Trente ans après leur construction, le recul manque pour apprécier ces œuvres et leurs architectes à leur juste mesure: soit engouement prématuré, soit indifférence injustifiée. De peur de commettre l’irréparable et fatale erreur, nous classons et figeons rapidement certains édifices, quand d’autres échappent à cette vigilance, relâchée parfois par ceux-là même qui les ont conçus, comme l’architecte René Dottelonde pour l’université de Lyon-Bron. Dans cette mésaventure sont à pointer du doigt le manque d’argent, le manque de temps, le manque d’ambition, le manque… tout simplement.

 

J’ai mis à profit un recul dans ma pratique professionnelle, ressentant une lassitude, accumulation de frustrations et de désillusions, et plutôt que de les ressasser, j’ai pris le temps d’étudier le cadre dans lequel j’ai été formé au métier d’architecte à l’ENSAIS[4], puis de réfléchir à celui sur lequel il m’a été donné d’exercer mon métier, la réhabilitation de l’architecture des années de la Croissance (1945-1975), avec notamment celle d’un bâtiment scolaire de 1975, l’EREA d’Angoulême, et permettre d’ouvrir une réflexion sur le patrimoine de cette dernière décennie des « Trente glorieuses » à travers une thèse soutenue en décembre 2004, ayant pour thème et titre : « Les architectures de la croissance innovante (1965-1975) : entre mutation et destruction ».

 

Enfin, l’expertise, cet exercice qui tient autant de la connaissance technique que de la psychologie humaine, une sorte de synthèse à toutes les expériences accumulées précédemment pour tenter de servir une vérité… C’est là aussi qu’enfin j’ai appris à chanter le « pompier »…

Vincent du Chazaud

 

 

[1] Définition du mot « mutation »  (Le Grand Robert, dictionnaire alphabétique et analogique de la langue française, Dictionnaires Le Robert, Paris, 1991): Modification brusque et permanente de caractère héréditaire, due à une lésion de la molécule d’ADN qui constitue le gêne. « La mutation résulte d’un changement survenu dans le nombre ou dans la qualité des gênes que renferment les cellules sexuelles (…) Infiniment diverses, les mutations modifient non seulement la structure externe, mais encore la structure interne, le fonctionnement des organes, les instincts, la résistance vitale, etc… Elles surviennent soudainement, sans lien visible avec les conditions du milieu (Jean Rostand, La Vie et ses problèmes, pp.171-172).
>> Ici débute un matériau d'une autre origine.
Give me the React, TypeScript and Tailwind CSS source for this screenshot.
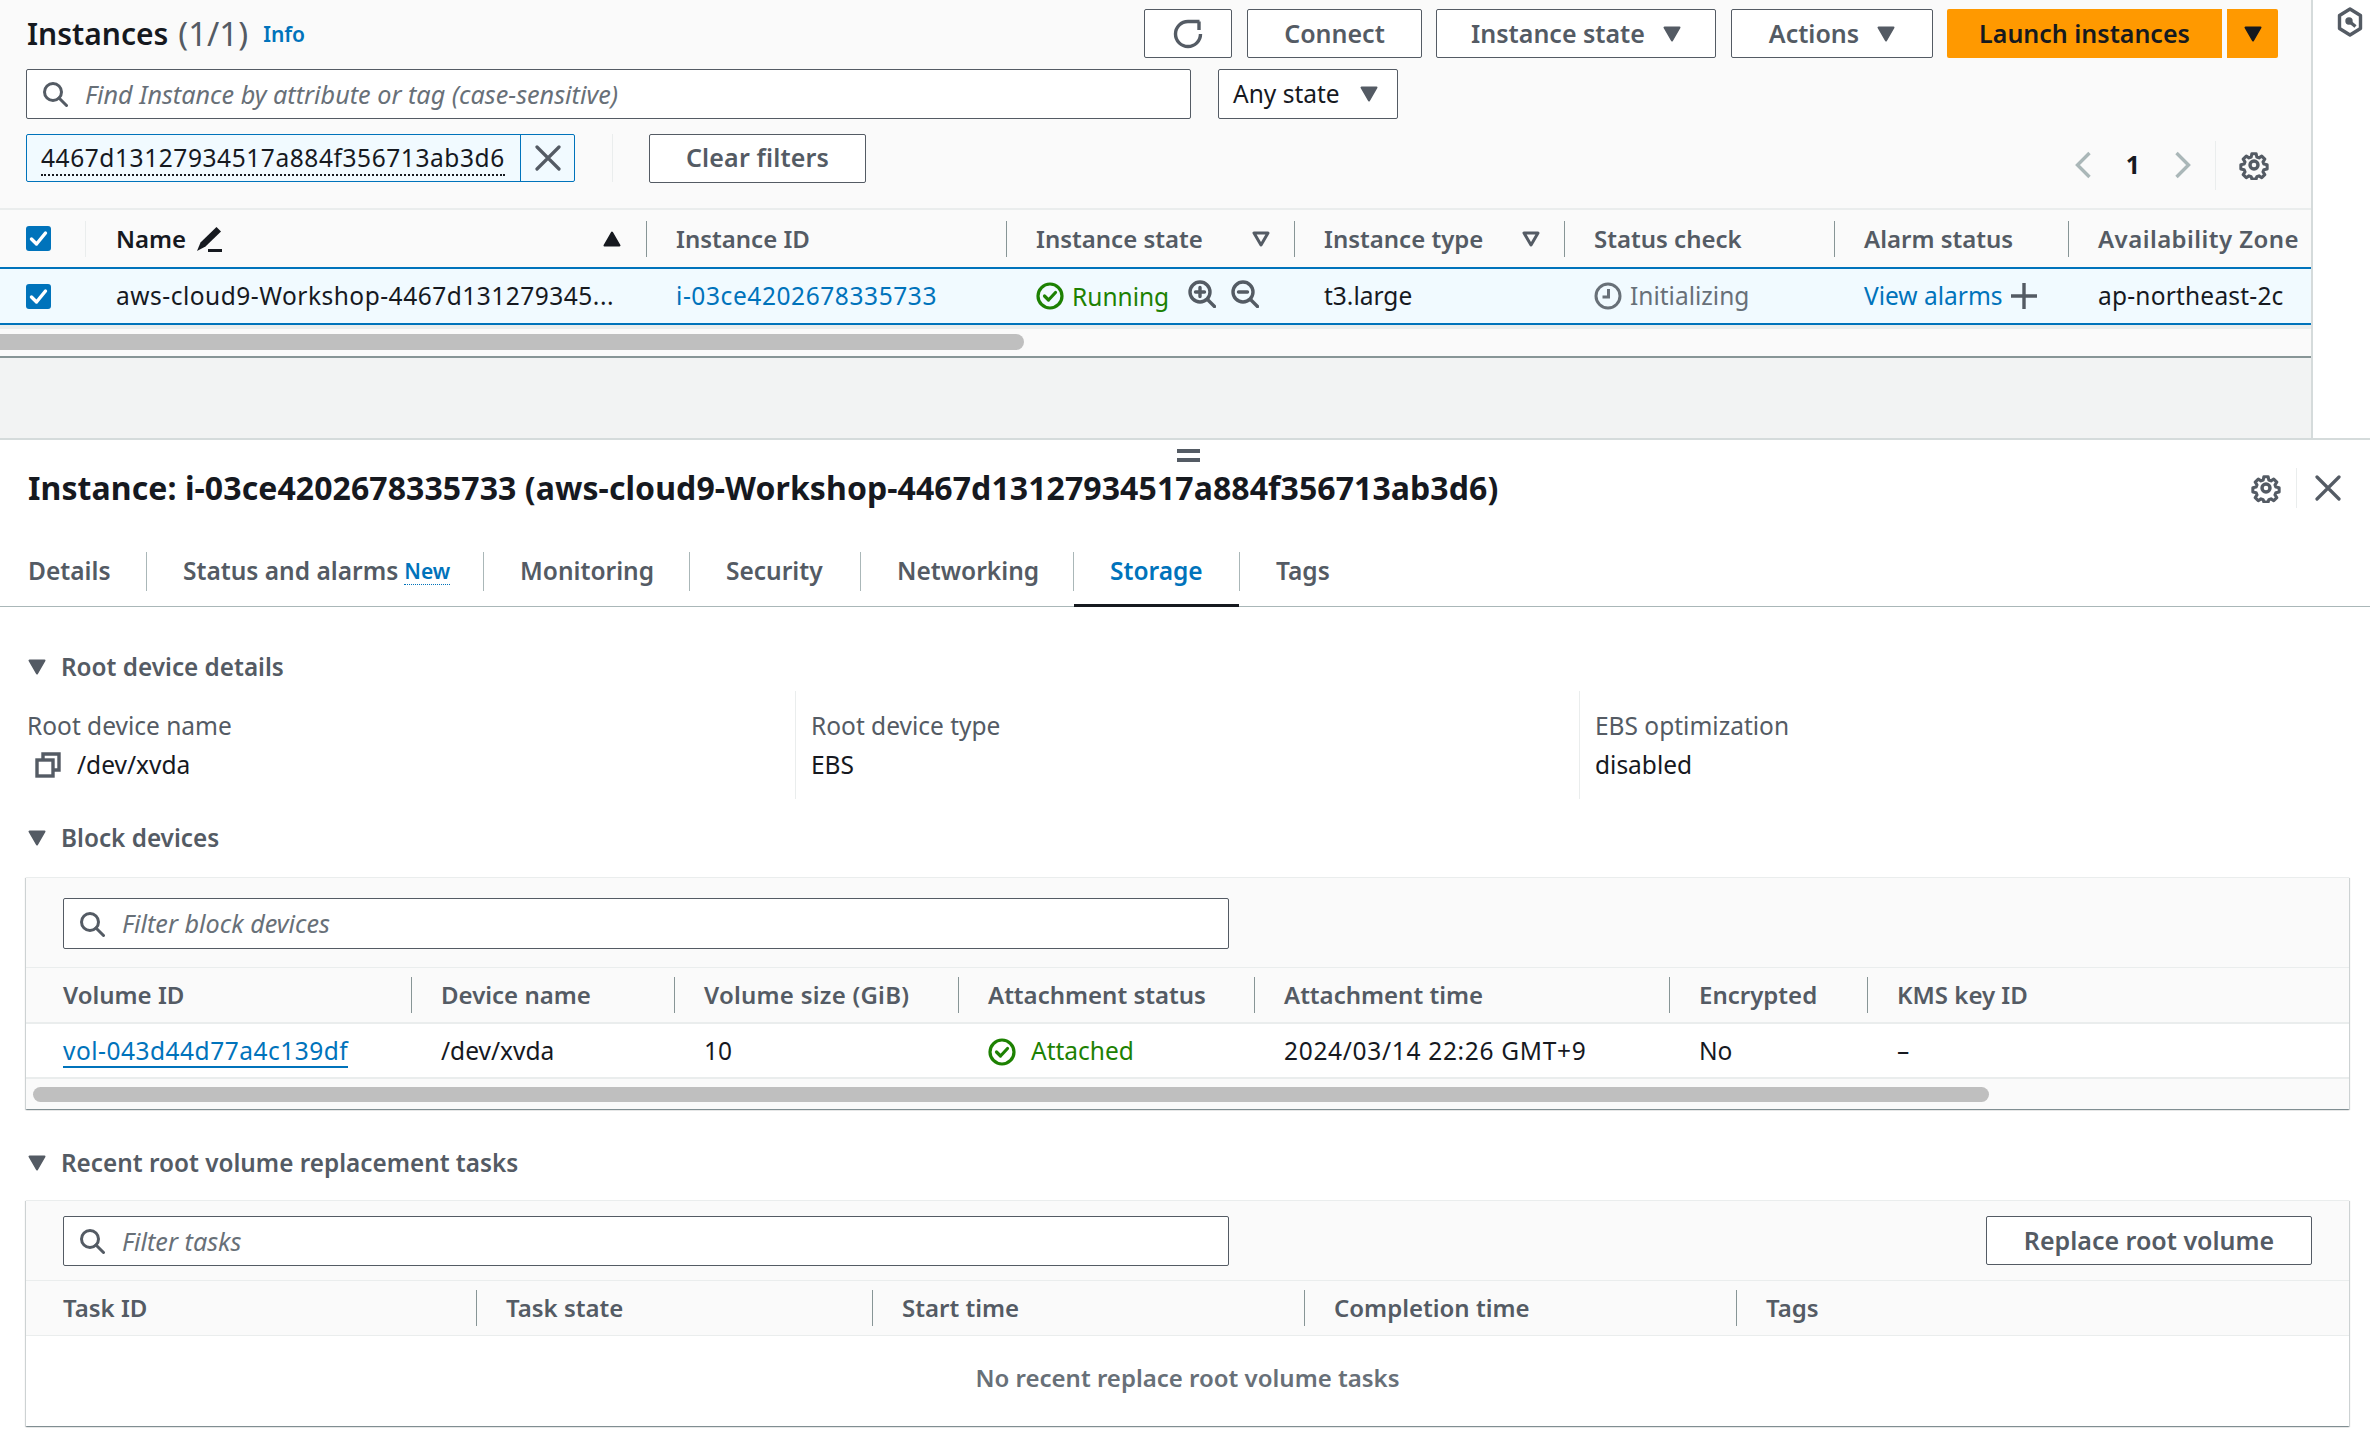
import type { ReactNode } from 'react'

const Caret = ({ className = 'w-[18px] h-[16px] text-[#545b64]' }: { className?: string }) => (
  <svg viewBox="0 0 18 16" className={className} aria-hidden="true">
    <path d="M1.500 1.500h15L9 14.500z" fill="currentColor" stroke="currentColor" strokeWidth="2" strokeLinejoin="round" />
  </svg>
)

const SearchIcon = () => (
  <svg viewBox="0 0 26 26" className="w-[26px] h-[26px] shrink-0 text-[#545b64]" fill="none" stroke="currentColor" strokeWidth="3" aria-hidden="true">
    <circle cx="11" cy="11" r="8.500" />
    <path d="M17 17l7.500 7.500" strokeLinecap="round" />
  </svg>
)

const GearIcon = () => (
  <svg viewBox="0 0 30 30" className="w-[30px] h-[30px] text-[#545b64]" fill="none" stroke="currentColor" strokeWidth="3.400" aria-hidden="true">
    <path d="M12.600 2.500h4.800l.7 3.600 2.500 1 3-2 3.400 3.400-2 3 1 2.500 3.600.7v4.800l-3.600.7-1 2.500 2 3-3.400 3.400-3-2-2.500 1-.7 2.400h-4.800l-.7-2.400-2.500-1-3 2-3.400-3.400 2-3-1-2.500-3.600-.7v-4.800l3.600-.7 1-2.500-2-3 3.400-3.400 3 2 2.500-1z" strokeLinejoin="round" transform="translate(1.500 1.500) scale(.9)" />
    <circle cx="15" cy="15" r="4" />
  </svg>
)

const CloseIcon = ({ className }: { className: string }) => (
  <svg viewBox="0 0 26 26" className={className} fill="none" stroke="currentColor" strokeWidth="3.200" strokeLinecap="round" aria-hidden="true">
    <path d="M2 2l22 22M24 2L2 24" />
  </svg>
)

const CheckCircle = () => (
  <svg viewBox="0 0 28 28" className="w-[28px] h-[28px] shrink-0 text-[#1d8102]" fill="none" stroke="currentColor" strokeWidth="3.200" aria-hidden="true">
    <circle cx="14" cy="14" r="12" />
    <path d="M8.500 14l4 4 7-7.500" strokeLinecap="round" strokeLinejoin="round" />
  </svg>
)

const Checkbox = () => (
  <span className="w-[25px] h-[25px] rounded-[3px] bg-[#0073bb] flex items-center justify-center">
    <svg viewBox="0 0 25 25" className="w-[25px] h-[25px]" fill="none" stroke="#fff" strokeWidth="3.400" strokeLinecap="round" strokeLinejoin="round" aria-hidden="true">
      <path d="M5.500 13l5 5 9-11" />
    </svg>
  </span>
)

const Zoom = ({ plus }: { plus?: boolean }) => (
  <svg viewBox="0 0 28 28" className="w-[28px] h-[28px] text-[#545b64]" fill="none" stroke="currentColor" strokeWidth="3.400" strokeLinecap="round" aria-hidden="true">
    <circle cx="12" cy="12" r="10" />
    <path d="M19.500 19.500l7 7" />
    <path d={plus ? 'M7.500 12h9M12 7.500v9' : 'M7.500 12h9'} />
  </svg>
)

const FilterCaret = () => (
  <svg viewBox="0 0 18 16" className="w-[18px] h-[16px] text-[#545b64]" fill="none" stroke="currentColor" strokeWidth="3" strokeLinejoin="round" aria-hidden="true">
    <path d="M2 2h14L9 14z" />
  </svg>
)

function Button({ className, children }: { className: string; children: ReactNode }) {
  return (
    <div className={`h-[49px] flex items-center justify-center gap-[18px] bg-white border border-[#545b64] rounded-[2px] text-[25px] font-semibold text-[#545b64] ${className}`}>
      {children}
    </div>
  )
}

function FilterInput({ className, placeholder }: { className: string; placeholder: string }) {
  return (
    <div className={`flex items-center gap-[17px] pl-[15px] bg-white border border-[#545b64] rounded-[2px] ${className}`}>
      <SearchIcon />
      <span className="pt-[1px] italic text-[25.200px] text-[#687078]">{placeholder}</span>
    </div>
  )
}

// one header cell: the separator starts the cell, the text sits 29px after it
function Th({ className, children }: { className: string; children: ReactNode }) {
  return (
    <div className={`h-full flex items-center shrink-0 ${className}`}>
      <span className="w-px h-[36px] bg-[#879596] shrink-0" />
      <span className="ml-[29px] flex-1 flex items-center pr-[24px] text-[24px] font-semibold text-[#545b64] whitespace-nowrap">{children}</span>
    </div>
  )
}

function Td({ className, children }: { className: string; children: ReactNode }) {
  return <div className={`h-full flex items-center shrink-0 pl-[30px] text-[24.500px] text-[#16191f] whitespace-nowrap ${className}`}>{children}</div>
}

function SectionTitle({ children }: { children: ReactNode }) {
  return (
    <div className="h-[40px] pl-[28px] flex items-center gap-[15px] text-[24.300px] font-semibold text-[#545b64]">
      <Caret />
      {children}
    </div>
  )
}

function Field({ className, label, children }: { className: string; label: string; children: ReactNode }) {
  return (
    <div className={`h-full pt-[19px] ${className}`}>
      <div className="h-[32px] flex items-center text-[24.500px] text-[#545b64]">{label}</div>
      <div className="mt-[7px] h-[32px] flex items-center text-[24.500px] text-[#16191f]">{children}</div>
    </div>
  )
}

function Tab({ className, active, children }: { className: string; active?: boolean; children: ReactNode }) {
  return (
    <div className={`relative h-full flex items-center shrink-0 text-[24.500px] font-semibold ${active ? 'text-[#0073bb]' : 'text-[#545b64]'} ${className}`}>
      {children}
      {active && <span className="absolute left-0 right-0 bottom-[-1px] h-[3px] bg-[#16191f]" />}
    </div>
  )
}

const TabSep = () => <span className="w-px h-[39px] bg-[#aab7b8] self-center shrink-0" />

const Card = ({ className, children }: { className: string; children: ReactNode }) => (
  <div className={`mx-[26px] w-[2323px] bg-white border-t border-[#eaeded] shadow-[0_1px_1px_0_rgba(0,28,36,0.3),1px_1px_1px_0_rgba(0,28,36,0.15),-1px_1px_1px_0_rgba(0,28,36,0.15)] ${className}`}>
    {children}
  </div>
)

export default function App() {
  return (
    <div className="w-[2370px] h-[1456px] overflow-hidden bg-white [font-family:'Noto_Sans',sans-serif]">
      {/* instances list */}
      <div className="h-[440px] flex border-b-2 border-[#d5dbdb]">
        <div className="w-[2313px] shrink-0 border-r-2 border-[#d5dbdb] bg-[#f2f3f3]">
          <div className="h-[358px] bg-[#fafafa] border-b-2 border-[#879596]">
            <div className="h-[58px] pt-[9px] pl-[27px] pr-[33px] flex items-start">
              <div className="h-[49px] flex items-center">
                <span className="text-[30px] font-semibold text-[#16191f]">Instances</span>
                <span className="ml-[10px] text-[33px] text-[#545b64]">(1/1)</span>
                <span className="ml-[15px] mt-[3px] text-[21px] font-semibold text-[#0073bb]">Info</span>
              </div>
              <div className="ml-auto flex">
                <Button className="w-[88px]">
                  <svg viewBox="0 0 32 32" className="w-[32px] h-[32px]" fill="none" stroke="currentColor" strokeWidth="3.400" aria-hidden="true">
                    <path d="M28.500 16A12.500 12.500 0 1 1 16 3.500h11.500" />
                    <path d="M27 12V3.500" />
                  </svg>
                </Button>
                <Button className="ml-[15px] w-[175px]">Connect</Button>
                <Button className="ml-[14px] w-[280px]">Instance state <Caret /></Button>
                <Button className="ml-[15px] w-[202px]">Actions <Caret /></Button>
                <div className="ml-[14px] w-[275px] h-[49px] rounded-l-[2px] bg-[#ff9900] flex items-center justify-center text-[25px] font-semibold text-[#16191f]">Launch instances</div>
                <div className="ml-[5px] w-[51px] h-[49px] rounded-r-[2px] bg-[#ff9900] flex items-center justify-center">
                  <Caret className="w-[18px] h-[16px] text-[#16191f]" />
                </div>
              </div>
            </div>
            <div className="mt-[11px] pl-[26px] flex gap-[27px]">
              <FilterInput className="w-[1165px] h-[50px]" placeholder="Find Instance by attribute or tag (case-sensitive)" />
              <div className="w-[180px] h-[50px] pl-[14px] pr-[19px] flex items-center justify-between bg-white border border-[#545b64] rounded-[2px] text-[24.500px] text-[#16191f]">
                Any state <Caret />
              </div>
            </div>
            <div className="mt-[15px] h-[48px] pl-[26px] pr-[42px] flex items-center">
              <div className="w-[549px] h-full flex bg-[#f1faff] border border-[#0073bb] rounded-[2px]">
                <div className="w-[494px] pl-[14px] pt-[2px] flex items-center border-r border-[#0073bb]">
                  <span className="text-[24.500px] leading-[32px] tracking-[0.57px] text-[#16191f] border-b-2 border-dotted border-[#16191f]">4467d13127934517a884f356713ab3d6</span>
                </div>
                <div className="flex-1 flex items-center justify-center text-[#545b64]">
                  <CloseIcon className="w-[26px] h-[26px]" />
                </div>
              </div>
              <span className="ml-[37px] w-px h-full bg-[#eaeded]" />
              <Button className="ml-[36px] w-[217px] h-[48px] tracking-[0.15px]">Clear filters</Button>
              <div className="ml-auto mt-[14px] flex items-center text-[#aab7b8]">
                <svg viewBox="0 0 16 28" className="w-[16px] h-[28px]" fill="none" stroke="currentColor" strokeWidth="3.400" aria-hidden="true"><path d="M14.500 2L2.500 14l12 12" /></svg>
                <span className="ml-[35px] text-[25px] font-bold text-[#16191f]">1</span>
                <svg viewBox="0 0 16 28" className="ml-[35px] w-[16px] h-[28px]" fill="none" stroke="currentColor" strokeWidth="3.400" aria-hidden="true"><path d="M1.500 2l12 12-12 12" /></svg>
                <span className="ml-[24px] w-px h-[49px] bg-[#eaeded]" />
                <span className="ml-[23px] flex"><GearIcon /></span>
              </div>
            </div>
            {/* table header */}
            <div className="mt-[26px] h-[59px] flex border-t-2 border-[#eaeded]">
              <div className="w-[86px] h-full flex items-center justify-between pl-[26px] shrink-0">
                <Checkbox />
                <span className="w-px h-[36px] bg-[#eaeded]" />
              </div>
              <div className="w-[560px] h-full shrink-0 pl-[30px] pr-[25px] flex items-center text-[24px] font-semibold text-[#16191f]">
                Name
                <svg viewBox="0 0 26 26" className="ml-[10px] w-[26px] h-[26px]" fill="currentColor" aria-hidden="true">
                  <path d="M20.500 1l4.500 4.500L9.500 20.500 1 25l3.500-8.500z" />
                  <path d="M12 23h14v3H12z" />
                </svg>
                <svg viewBox="0 0 18 16" className="ml-auto w-[18px] h-[16px]" aria-hidden="true"><path d="M9 1.500l7.500 13h-15z" fill="currentColor" stroke="currentColor" strokeWidth="2" strokeLinejoin="round" /></svg>
              </div>
              <Th className="w-[360px]">Instance ID</Th>
              <Th className="w-[288px]"><span className="flex-1">Instance state</span><FilterCaret /></Th>
              <Th className="w-[270px]"><span className="flex-1">Instance type</span><FilterCaret /></Th>
              <Th className="w-[270px]">Status check</Th>
              <Th className="w-[234px]">Alarm status</Th>
              <Th className="w-[245px]"><span className="tracking-[0.45px]">Availability Zone</span></Th>
            </div>
            {/* selected row */}
            <div className="h-[58px] flex bg-[#f1faff] border-y-2 border-[#0073bb]">
              <div className="w-[86px] h-full flex items-center pl-[26px] shrink-0"><Checkbox /></div>
              <div className="w-[560px] h-full shrink-0 pl-[30px] flex items-center text-[24.500px] tracking-[0.5px] text-[#16191f] whitespace-nowrap">
                aws-cloud9-Workshop-4467d131279345...
              </div>
              <Td className="w-[360px]"><span className="tracking-[0.58px] text-[#0073bb]">i-03ce4202678335733</span></Td>
              <Td className="w-[288px]">
                <CheckCircle />
                <span className="ml-[8px] mt-[3px] text-[#1d8102]">Running</span>
                <span className="ml-[19px] mb-[5px] flex gap-[15px]"><Zoom plus /><Zoom /></span>
              </Td>
              <Td className="w-[270px]">t3.large</Td>
              <Td className="w-[270px]">
                <svg viewBox="0 0 28 28" className="w-[28px] h-[28px] mr-[8px] text-[#687078]" fill="none" stroke="currentColor" strokeWidth="3" aria-hidden="true">
                  <circle cx="14" cy="14" r="12" />
                  <path d="M14.500 7v8H8.500" />
                </svg>
                <span className="text-[#687078]">Initializing</span>
              </Td>
              <Td className="w-[234px]">
                <span className="text-[#0073bb]">View alarms</span>
                <svg viewBox="0 0 26 26" className="ml-[8px] w-[26px] h-[26px] text-[#545b64]" fill="none" stroke="currentColor" strokeWidth="3.400" aria-hidden="true"><path d="M0 13h26M13 0v26" /></svg>
              </Td>
              <Td className="w-[245px]"><span className="tracking-[0.2px]">ap-northeast-2c</span></Td>
            </div>
            <div className="h-[4px] bg-[#eaeded]" />
            <div className="h-[16px] mt-[5px] w-[1024px] rounded-r-full bg-[#bfbfbf]" />
          </div>
        </div>
        <div className="flex-1 flex justify-end pt-[7px] pr-[7px] text-[#545b64]">
          <svg viewBox="0 0 26 30" className="w-[26px] h-[30px]" fill="none" stroke="currentColor" strokeWidth="3.400" aria-hidden="true">
            <path d="M13 2l10.500 6.500v13L13 28 2.500 21.500v-13z" strokeLinejoin="round" />
            <circle cx="12" cy="14" r="2" fill="currentColor" />
            <path d="M13 15l5.500 4.500" />
          </svg>
        </div>
      </div>

      {/* split panel */}
      <div className="h-[26px] pt-[9px] pl-[7px] flex flex-col items-center gap-[5px]">
        <span className="w-[23px] h-[4px] bg-[#545b64]" />
        <span className="w-[23px] h-[4px] bg-[#545b64]" />
      </div>
      <div className="h-[44px] pl-[28px] pr-[29px] flex items-center">
        <span className="text-[32px] tracking-[0.08px] font-bold text-[#16191f]">Instance: i-03ce4202678335733 (aws-cloud9-Workshop-4467d13127934517a884f356713ab3d6)</span>
        <span className="ml-auto flex"><GearIcon /></span>
        <span className="ml-[15px] w-px h-[40px] bg-[#eaeded]" />
        <CloseIcon className="ml-[18px] w-[26px] h-[26px] text-[#545b64]" />
      </div>
      <div className="mt-[26px] h-[71px] flex border-b border-[#aab7b8]">
        <Tab className="w-[146px] pl-[28px]">Details</Tab>
        <TabSep />
        <Tab className="w-[336px] pl-[36px]">Status and alarms<span className="ml-[6px] text-[21px] text-[#0073bb] border-b border-dotted border-[#0073bb] leading-[26px]">New</span></Tab>
        <TabSep />
        <Tab className="w-[205px] pl-[36px]">Monitoring</Tab>
        <TabSep />
        <Tab className="w-[170px] pl-[36px]">Security</Tab>
        <TabSep />
        <Tab className="w-[212px] pl-[36px]">Networking</Tab>
        <TabSep />
        <Tab active className="w-[165px] pl-[36px]">Storage</Tab>
        <TabSep />
        <Tab className="pl-[36px]">Tags</Tab>
      </div>

      <div className="pt-[40px]">
        <SectionTitle>Root device details</SectionTitle>
        <div className="mt-[4px] h-[108px] flex">
          <Field className="w-[795px] pl-[27px]" label="Root device name">
            <svg viewBox="0 0 26 26" className="ml-[8px] w-[26px] h-[26px] text-[#545b64]" fill="none" stroke="currentColor" strokeWidth="3.400" aria-hidden="true">
              <rect x="2" y="8" width="16" height="16" />
              <path d="M8 8V2h16v16h-6" />
            </svg>
            <span className="ml-[16px]">/dev/xvda</span>
          </Field>
          <Field className="w-[784px] pl-[15px] border-l border-[#eaeded]" label="Root device type">EBS</Field>
          <Field className="flex-1 pl-[15px] border-l border-[#eaeded]" label="EBS optimization">disabled</Field>
        </div>
        <div className="mt-[19px]"><SectionTitle>Block devices</SectionTitle></div>
        <Card className="mt-[19px]">
          <div className="bg-[#fafafa]">
            <div className="pl-[37px] pt-[20px] pb-[18px] border-b border-[#eaeded]">
              <FilterInput className="w-[1166px] h-[51px]" placeholder="Filter block devices" />
            </div>
            <div className="h-[56px] flex pl-[37px] border-b-2 border-[#eaeded]">
              <div className="w-[348px] h-full shrink-0 flex items-center text-[24px] font-semibold text-[#545b64]">Volume ID</div>
              <Th className="w-[263px]">Device name</Th>
              <Th className="w-[284px]"><span className="tracking-[0.25px]">Volume size (GiB)</span></Th>
              <Th className="w-[296px]">Attachment status</Th>
              <Th className="w-[415px]">Attachment time</Th>
              <Th className="w-[198px]">Encrypted</Th>
              <Th className="w-[260px]">KMS key ID</Th>
            </div>
          </div>
          <div className="h-[55px] pt-[2px] flex pl-[7px] border-b-2 border-[#eaeded]">
            <Td className="w-[378px]">
              <span className="text-[#0073bb] tracking-[0.5px] leading-[30px] border-b-2 border-[#0073bb]">vol-043d44d77a4c139df</span>
            </Td>
            <Td className="w-[263px]">/dev/xvda</Td>
            <Td className="w-[284px]">10</Td>
            <Td className="w-[296px]">
              <CheckCircle />
              <span className="ml-[15px] text-[#1d8102]">Attached</span>
            </Td>
            <Td className="w-[415px]"><span className="tracking-[0.68px]">2024/03/14 22:26 GMT+9</span></Td>
            <Td className="w-[198px]">No</Td>
            <Td className="w-[260px]">–</Td>
          </div>
          <div className="h-[30px] pt-[8px] pl-[7px] bg-[#fafafa]">
            <div className="w-[1956px] h-[15px] rounded-full bg-[#bfbfbf]" />
          </div>
        </Card>
        <div className="mt-[34px]"><SectionTitle>Recent root volume replacement tasks</SectionTitle></div>
        <Card className="mt-[17px]">
          <div className="bg-[#fafafa]">
            <div className="pl-[37px] pr-[37px] pt-[15px] pb-[14px] flex justify-between border-b border-[#eaeded]">
              <FilterInput className="w-[1166px] h-[50px]" placeholder="Filter tasks" />
              <Button className="w-[326px] h-[48px]">Replace root volume</Button>
            </div>
            <div className="h-[55px] flex pl-[37px] border-b border-[#eaeded]">
              <div className="w-[413px] h-full shrink-0 flex items-center text-[24px] font-semibold text-[#545b64]">Task ID</div>
              <Th className="w-[396px]">Task state</Th>
              <Th className="w-[432px]">Start time</Th>
              <Th className="w-[432px]">Completion time</Th>
              <Th className="w-[200px]">Tags</Th>
            </div>
          </div>
          <div className="h-[90px] pb-[7px] flex items-center justify-center text-[24px] font-semibold text-[#687078]">No recent replace root volume tasks</div>
        </Card>
      </div>
    </div>
  )
}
[2] Cité dans l’ouvrage de Pascale Joffroy : La réhabilitation des bâtiments : conserver, améliorer, restructurer les logements et les équipements, Groupe Moniteur, Paris, 1999, p.116.

[3] CLAYSSEN Dominique, Jean Prouvé: l’idée constructive, Paris, Dunod, 1983, p.101

[4] L’Ecole Nationale Supérieure des Arts et Industries de Strasbourg (ENSAIS) : de l’école en général (1874-

1998), de son département architecture en particulier (1948-1998), mémoire de DEA en Histoire de l’architecture moderne et contemporaine, Université de Paris 1 Panthéon-Sorbonne présenté en 1999.